How do you define "voice control" for mobile apps? It seems to have become a catchall term for everything from basic voice recognition (e.g., speech to text) to natural language understanding to voice biometrics.
We define speech as the ability to interact with an app [by voice] in a normal and natural way and have the app return the appropriate information to the user. This solves the bulk of consumers' frustrations with mobile devices, such as small form factors, limited data input, difficulty of typing with thumbs, etcetera.
In order to provide this level of engagement and accuracy, apps need to use a combination of voice recognition and natural language processing. There are sub-categories of speech -- like voice biometrics -- which can be very useful for highly sensitive data, such as financial information. Further, we believe that having information read back to the user (also called speech to text) is not as big a pain point as data input.
What should developers consider when deciding which parts of their app to speech-enable?
Speech recognition is very good when you can constrain the vocabulary that you are transcribing. Free-form speech recognition such as voicemail transcription only works about 85 percent of the time.
Our experience has been that trying to speech-enable the entire app at once is too big a problem to solve. Rather, it makes sense to voice-enable a couple of the killer use cases first. Find out what are the primary methods or functions that people use in your app and voice-enable these first. It's an iterative process, and the rest of the app can be speech-enabled or speech controlled in a phase II or beyond development cycle.
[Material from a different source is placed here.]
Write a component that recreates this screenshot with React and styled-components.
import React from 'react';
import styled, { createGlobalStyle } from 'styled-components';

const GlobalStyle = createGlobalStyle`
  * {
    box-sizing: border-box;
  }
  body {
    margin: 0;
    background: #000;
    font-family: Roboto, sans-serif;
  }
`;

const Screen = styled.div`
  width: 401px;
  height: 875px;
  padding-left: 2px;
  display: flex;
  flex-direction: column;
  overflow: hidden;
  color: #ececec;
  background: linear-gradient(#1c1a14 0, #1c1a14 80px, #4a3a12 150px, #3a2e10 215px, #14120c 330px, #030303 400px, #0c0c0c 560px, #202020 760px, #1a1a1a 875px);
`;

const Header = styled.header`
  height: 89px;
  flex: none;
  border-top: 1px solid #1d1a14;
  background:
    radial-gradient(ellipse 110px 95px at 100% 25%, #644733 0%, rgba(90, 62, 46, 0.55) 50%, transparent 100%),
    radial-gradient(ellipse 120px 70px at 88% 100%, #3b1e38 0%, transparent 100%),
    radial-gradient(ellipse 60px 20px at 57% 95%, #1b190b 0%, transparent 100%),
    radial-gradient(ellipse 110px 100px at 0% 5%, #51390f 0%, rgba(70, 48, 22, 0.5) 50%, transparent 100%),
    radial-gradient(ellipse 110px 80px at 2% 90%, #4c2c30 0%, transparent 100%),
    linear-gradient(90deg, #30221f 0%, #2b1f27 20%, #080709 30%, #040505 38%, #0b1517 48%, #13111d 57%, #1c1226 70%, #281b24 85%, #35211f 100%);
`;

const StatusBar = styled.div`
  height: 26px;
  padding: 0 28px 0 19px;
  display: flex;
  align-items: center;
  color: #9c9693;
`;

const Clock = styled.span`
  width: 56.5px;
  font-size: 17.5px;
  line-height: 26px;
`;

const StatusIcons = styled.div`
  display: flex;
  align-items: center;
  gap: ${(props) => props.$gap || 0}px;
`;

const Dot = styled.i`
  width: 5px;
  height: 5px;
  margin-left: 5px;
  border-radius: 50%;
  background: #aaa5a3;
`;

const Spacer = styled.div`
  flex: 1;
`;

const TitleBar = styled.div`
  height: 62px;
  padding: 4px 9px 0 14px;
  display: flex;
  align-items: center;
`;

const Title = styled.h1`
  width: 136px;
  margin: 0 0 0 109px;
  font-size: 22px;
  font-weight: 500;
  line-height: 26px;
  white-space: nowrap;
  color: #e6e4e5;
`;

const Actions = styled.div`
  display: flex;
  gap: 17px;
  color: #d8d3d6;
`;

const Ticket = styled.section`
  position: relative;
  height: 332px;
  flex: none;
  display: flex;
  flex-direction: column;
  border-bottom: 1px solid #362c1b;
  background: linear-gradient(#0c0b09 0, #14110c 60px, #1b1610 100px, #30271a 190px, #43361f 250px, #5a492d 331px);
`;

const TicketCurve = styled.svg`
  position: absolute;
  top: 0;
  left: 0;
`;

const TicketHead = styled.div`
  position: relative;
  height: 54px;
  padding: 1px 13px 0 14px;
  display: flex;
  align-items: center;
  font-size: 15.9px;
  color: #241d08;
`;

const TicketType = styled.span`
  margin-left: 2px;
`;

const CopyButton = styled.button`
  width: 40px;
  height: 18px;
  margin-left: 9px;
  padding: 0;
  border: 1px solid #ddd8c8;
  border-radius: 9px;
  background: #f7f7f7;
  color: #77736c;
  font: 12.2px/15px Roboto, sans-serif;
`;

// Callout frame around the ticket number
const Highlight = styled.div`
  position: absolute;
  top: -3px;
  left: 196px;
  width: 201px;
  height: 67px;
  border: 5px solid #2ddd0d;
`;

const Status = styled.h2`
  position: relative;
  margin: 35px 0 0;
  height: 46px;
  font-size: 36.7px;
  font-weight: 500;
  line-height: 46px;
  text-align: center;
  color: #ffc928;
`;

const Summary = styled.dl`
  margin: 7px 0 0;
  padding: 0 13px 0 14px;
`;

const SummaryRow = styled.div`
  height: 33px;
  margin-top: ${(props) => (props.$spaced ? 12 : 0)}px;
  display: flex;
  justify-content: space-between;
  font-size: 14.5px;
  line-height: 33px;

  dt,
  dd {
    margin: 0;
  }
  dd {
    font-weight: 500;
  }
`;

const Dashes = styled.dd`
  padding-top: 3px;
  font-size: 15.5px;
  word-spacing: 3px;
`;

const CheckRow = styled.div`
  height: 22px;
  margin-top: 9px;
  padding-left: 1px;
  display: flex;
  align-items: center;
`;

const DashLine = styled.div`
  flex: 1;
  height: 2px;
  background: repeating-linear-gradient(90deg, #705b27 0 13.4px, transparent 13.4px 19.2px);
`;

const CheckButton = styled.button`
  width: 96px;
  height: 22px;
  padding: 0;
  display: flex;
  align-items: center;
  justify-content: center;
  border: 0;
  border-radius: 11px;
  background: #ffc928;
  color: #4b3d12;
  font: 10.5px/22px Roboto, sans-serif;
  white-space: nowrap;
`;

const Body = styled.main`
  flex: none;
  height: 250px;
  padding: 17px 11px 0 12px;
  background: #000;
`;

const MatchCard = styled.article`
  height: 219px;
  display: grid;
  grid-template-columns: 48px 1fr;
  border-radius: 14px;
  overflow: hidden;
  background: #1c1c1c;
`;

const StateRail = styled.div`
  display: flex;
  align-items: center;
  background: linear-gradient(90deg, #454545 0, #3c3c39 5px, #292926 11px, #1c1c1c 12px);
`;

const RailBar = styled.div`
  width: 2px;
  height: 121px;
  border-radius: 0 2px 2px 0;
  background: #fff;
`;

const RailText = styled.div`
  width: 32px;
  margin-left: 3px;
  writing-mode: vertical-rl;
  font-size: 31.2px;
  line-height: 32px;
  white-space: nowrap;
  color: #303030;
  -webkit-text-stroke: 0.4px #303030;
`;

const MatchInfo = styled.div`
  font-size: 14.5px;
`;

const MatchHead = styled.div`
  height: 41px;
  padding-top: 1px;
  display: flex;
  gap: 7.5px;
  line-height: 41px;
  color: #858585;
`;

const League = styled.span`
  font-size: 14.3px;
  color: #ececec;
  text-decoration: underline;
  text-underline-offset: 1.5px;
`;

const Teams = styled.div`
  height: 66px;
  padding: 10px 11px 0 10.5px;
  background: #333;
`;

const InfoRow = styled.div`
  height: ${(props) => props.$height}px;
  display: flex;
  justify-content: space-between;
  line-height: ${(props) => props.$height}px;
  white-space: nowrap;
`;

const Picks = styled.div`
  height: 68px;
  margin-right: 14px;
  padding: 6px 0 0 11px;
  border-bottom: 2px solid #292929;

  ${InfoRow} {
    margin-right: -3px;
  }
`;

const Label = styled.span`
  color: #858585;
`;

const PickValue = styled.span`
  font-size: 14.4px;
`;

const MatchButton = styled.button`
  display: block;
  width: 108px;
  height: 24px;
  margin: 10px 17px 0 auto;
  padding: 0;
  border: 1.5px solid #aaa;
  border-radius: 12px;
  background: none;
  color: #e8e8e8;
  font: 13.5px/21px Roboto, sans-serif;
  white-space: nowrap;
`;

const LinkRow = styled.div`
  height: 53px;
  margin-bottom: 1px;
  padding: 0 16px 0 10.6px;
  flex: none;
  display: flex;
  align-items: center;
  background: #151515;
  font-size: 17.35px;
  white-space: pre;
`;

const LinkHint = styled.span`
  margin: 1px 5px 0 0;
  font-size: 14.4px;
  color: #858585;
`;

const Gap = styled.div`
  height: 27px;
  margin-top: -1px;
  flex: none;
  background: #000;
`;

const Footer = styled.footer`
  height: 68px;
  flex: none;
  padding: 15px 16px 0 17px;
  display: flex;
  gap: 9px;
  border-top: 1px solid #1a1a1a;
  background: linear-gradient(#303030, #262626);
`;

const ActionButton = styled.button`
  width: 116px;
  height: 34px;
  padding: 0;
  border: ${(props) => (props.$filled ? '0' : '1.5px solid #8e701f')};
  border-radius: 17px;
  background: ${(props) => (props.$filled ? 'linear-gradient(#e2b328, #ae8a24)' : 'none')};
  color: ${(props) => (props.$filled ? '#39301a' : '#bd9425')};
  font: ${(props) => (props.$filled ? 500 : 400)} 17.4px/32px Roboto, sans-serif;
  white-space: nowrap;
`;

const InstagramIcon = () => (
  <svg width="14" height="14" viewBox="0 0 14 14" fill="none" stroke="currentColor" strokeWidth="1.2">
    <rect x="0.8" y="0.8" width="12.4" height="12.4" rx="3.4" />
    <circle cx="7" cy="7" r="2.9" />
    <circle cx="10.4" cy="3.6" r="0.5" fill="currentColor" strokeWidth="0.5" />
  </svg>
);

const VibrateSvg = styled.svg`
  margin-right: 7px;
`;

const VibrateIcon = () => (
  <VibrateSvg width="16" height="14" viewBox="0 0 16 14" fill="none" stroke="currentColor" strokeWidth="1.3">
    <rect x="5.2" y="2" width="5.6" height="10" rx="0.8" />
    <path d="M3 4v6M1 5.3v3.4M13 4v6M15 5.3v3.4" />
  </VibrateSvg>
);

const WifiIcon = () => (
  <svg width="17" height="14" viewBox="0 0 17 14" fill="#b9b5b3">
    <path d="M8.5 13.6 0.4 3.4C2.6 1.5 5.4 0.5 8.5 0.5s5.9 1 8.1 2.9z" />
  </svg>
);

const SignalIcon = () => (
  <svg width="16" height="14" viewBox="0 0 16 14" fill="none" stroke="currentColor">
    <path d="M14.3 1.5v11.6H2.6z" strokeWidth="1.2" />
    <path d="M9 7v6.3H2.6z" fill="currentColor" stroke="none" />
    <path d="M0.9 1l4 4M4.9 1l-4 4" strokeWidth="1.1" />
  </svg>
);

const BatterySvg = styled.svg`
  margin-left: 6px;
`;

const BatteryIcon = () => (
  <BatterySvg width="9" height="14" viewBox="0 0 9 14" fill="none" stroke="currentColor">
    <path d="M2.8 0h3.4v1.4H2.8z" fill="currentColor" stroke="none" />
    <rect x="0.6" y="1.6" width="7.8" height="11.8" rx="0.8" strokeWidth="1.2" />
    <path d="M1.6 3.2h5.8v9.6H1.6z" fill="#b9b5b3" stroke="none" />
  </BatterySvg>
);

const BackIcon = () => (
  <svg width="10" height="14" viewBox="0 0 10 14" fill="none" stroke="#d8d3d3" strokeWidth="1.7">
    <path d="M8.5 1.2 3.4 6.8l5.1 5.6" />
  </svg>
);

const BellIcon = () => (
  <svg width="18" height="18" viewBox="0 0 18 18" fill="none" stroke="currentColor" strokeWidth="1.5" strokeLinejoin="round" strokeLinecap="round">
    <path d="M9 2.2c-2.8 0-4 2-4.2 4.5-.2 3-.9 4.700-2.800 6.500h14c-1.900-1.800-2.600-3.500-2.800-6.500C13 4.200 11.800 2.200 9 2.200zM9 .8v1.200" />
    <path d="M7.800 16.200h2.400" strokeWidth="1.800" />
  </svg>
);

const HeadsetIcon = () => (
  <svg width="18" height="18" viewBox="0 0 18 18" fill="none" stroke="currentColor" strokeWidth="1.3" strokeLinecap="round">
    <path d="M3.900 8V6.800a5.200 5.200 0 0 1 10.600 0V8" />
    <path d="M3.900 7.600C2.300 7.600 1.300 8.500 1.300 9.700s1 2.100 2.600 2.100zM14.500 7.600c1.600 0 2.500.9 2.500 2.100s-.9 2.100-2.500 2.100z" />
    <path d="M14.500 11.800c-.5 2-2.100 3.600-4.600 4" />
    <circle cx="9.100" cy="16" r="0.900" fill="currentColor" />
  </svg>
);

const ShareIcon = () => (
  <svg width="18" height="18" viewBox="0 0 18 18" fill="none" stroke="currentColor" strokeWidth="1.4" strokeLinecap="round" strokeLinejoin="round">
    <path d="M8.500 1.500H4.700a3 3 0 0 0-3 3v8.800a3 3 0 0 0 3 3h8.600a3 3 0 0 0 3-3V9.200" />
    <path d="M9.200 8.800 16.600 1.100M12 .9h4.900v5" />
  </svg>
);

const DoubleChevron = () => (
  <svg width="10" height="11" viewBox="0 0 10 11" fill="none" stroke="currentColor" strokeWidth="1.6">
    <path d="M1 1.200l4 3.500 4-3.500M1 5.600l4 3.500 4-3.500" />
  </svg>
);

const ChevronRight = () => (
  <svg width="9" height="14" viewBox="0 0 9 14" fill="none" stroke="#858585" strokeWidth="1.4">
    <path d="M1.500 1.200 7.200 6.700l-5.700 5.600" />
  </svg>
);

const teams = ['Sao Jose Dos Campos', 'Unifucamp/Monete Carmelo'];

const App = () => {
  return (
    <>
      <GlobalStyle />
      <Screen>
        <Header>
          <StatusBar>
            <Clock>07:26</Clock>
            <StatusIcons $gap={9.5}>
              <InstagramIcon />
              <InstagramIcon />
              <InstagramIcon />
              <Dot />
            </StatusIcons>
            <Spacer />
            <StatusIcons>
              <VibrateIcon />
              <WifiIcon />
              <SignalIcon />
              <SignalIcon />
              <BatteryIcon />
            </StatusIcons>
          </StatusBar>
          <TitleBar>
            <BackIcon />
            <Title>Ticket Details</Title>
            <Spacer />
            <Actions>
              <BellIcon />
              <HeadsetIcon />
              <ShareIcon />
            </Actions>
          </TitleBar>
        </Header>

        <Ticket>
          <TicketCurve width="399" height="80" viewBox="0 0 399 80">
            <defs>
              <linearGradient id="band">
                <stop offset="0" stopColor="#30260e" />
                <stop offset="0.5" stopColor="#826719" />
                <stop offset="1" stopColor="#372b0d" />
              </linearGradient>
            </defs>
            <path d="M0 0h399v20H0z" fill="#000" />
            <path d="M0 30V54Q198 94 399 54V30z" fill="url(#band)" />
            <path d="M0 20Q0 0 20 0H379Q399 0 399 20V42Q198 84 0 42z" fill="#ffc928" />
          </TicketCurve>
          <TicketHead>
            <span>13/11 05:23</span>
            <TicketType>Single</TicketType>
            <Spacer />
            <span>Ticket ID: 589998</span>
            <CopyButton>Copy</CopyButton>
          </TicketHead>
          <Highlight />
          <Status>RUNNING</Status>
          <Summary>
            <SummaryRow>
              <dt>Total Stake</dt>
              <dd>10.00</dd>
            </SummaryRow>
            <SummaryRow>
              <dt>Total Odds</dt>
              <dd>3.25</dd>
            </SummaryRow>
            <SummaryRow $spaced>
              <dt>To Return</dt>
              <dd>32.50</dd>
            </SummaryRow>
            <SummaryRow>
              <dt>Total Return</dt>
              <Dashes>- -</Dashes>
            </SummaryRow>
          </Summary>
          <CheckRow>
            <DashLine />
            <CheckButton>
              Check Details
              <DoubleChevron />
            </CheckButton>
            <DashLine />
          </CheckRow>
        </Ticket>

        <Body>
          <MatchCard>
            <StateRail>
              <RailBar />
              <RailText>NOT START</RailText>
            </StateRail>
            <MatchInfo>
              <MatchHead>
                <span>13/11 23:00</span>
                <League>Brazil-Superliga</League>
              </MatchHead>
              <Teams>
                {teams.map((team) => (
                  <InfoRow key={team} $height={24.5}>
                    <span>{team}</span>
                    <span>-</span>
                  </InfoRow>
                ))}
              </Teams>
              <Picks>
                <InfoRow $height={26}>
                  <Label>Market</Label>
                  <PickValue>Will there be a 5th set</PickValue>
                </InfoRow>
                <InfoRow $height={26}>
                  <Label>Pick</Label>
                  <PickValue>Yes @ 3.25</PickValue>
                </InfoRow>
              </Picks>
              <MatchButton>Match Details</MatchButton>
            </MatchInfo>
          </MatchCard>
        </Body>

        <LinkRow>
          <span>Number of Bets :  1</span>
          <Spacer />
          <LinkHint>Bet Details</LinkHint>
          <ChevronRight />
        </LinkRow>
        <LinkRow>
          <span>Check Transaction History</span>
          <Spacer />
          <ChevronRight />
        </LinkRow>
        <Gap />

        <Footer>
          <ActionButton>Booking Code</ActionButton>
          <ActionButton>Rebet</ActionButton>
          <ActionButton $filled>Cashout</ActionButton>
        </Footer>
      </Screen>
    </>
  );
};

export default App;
What are a developer's technological options for speech-enabling their app? For example, a lot of vendors and even mobile operators offer solutions. What should developers look for when comparing those solutions?
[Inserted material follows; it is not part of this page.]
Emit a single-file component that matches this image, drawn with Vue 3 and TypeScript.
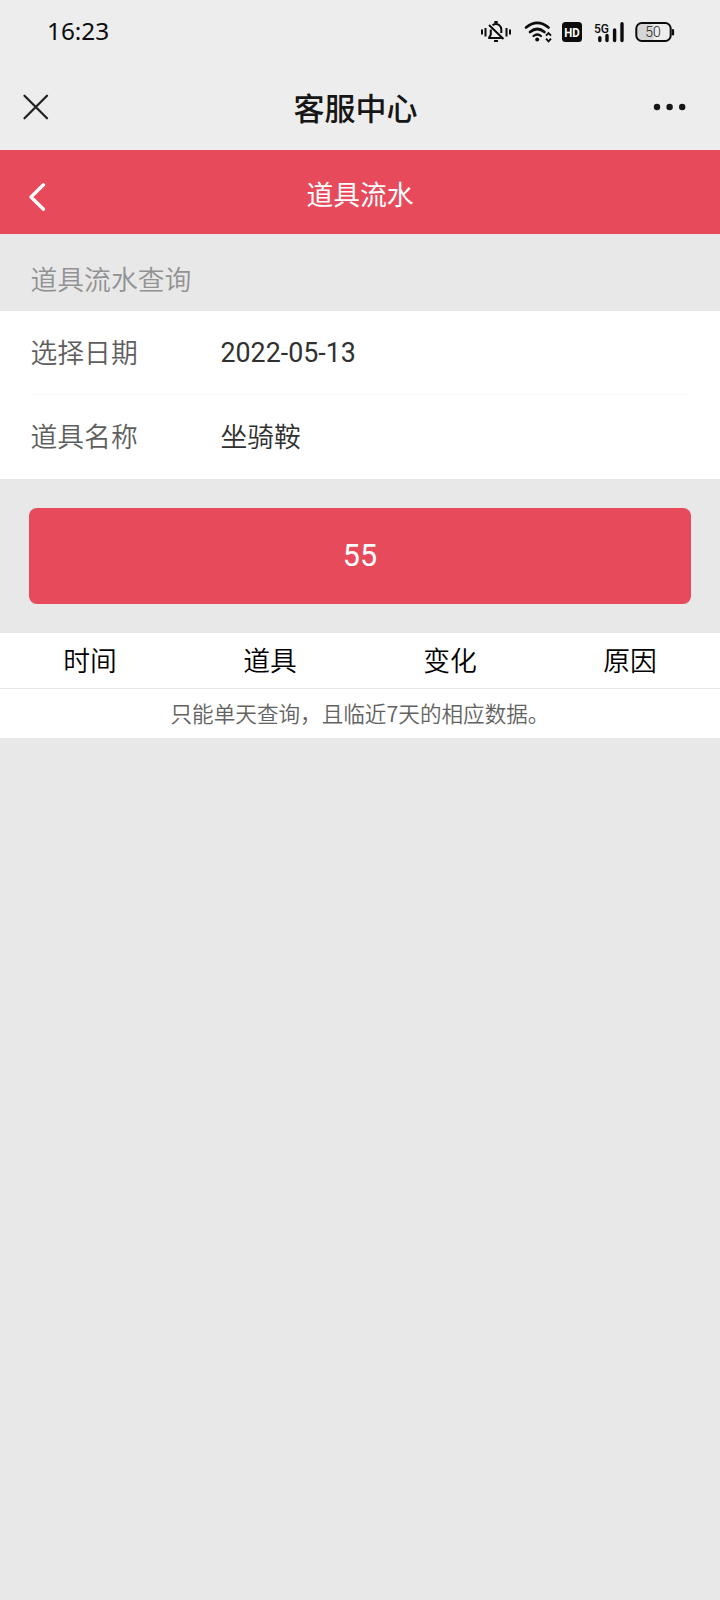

There are a number of technologies in the marketplace to speech-enable apps. The key metric to look at -- as in any development project -- is efficacy of the solution versus total cost of ownership. Many of the solutions in the market are not full solutions at all but only provide the developer with speech-to-text transcription. So the onus is on the developer to interpret the transcription.
As a simple example: "I'm hungry" most likely means "I'm looking for a place to eat," not "I am a country in the European Union." But somewhere along the way, this needs to be defined and interpreted. So a developer is faced with either implementing and maintaining their own natural language processing layer to do this -- an expensive, difficult and time-consuming effort -- or contracting out an expensive and time-consuming NRE consulting project from a vendor to implement, maintain and tune.
The OneTok solution is the first end-to-end, software-as-a-service (SaaS) platform in the market that encapsulates audio signal processing on the client, speech recognition and NLP to provide app developers with a simple, easy-to-use, subscription-based solution. The OneTok platform can be customized by the developer to correspond to the phrases and words that his user says.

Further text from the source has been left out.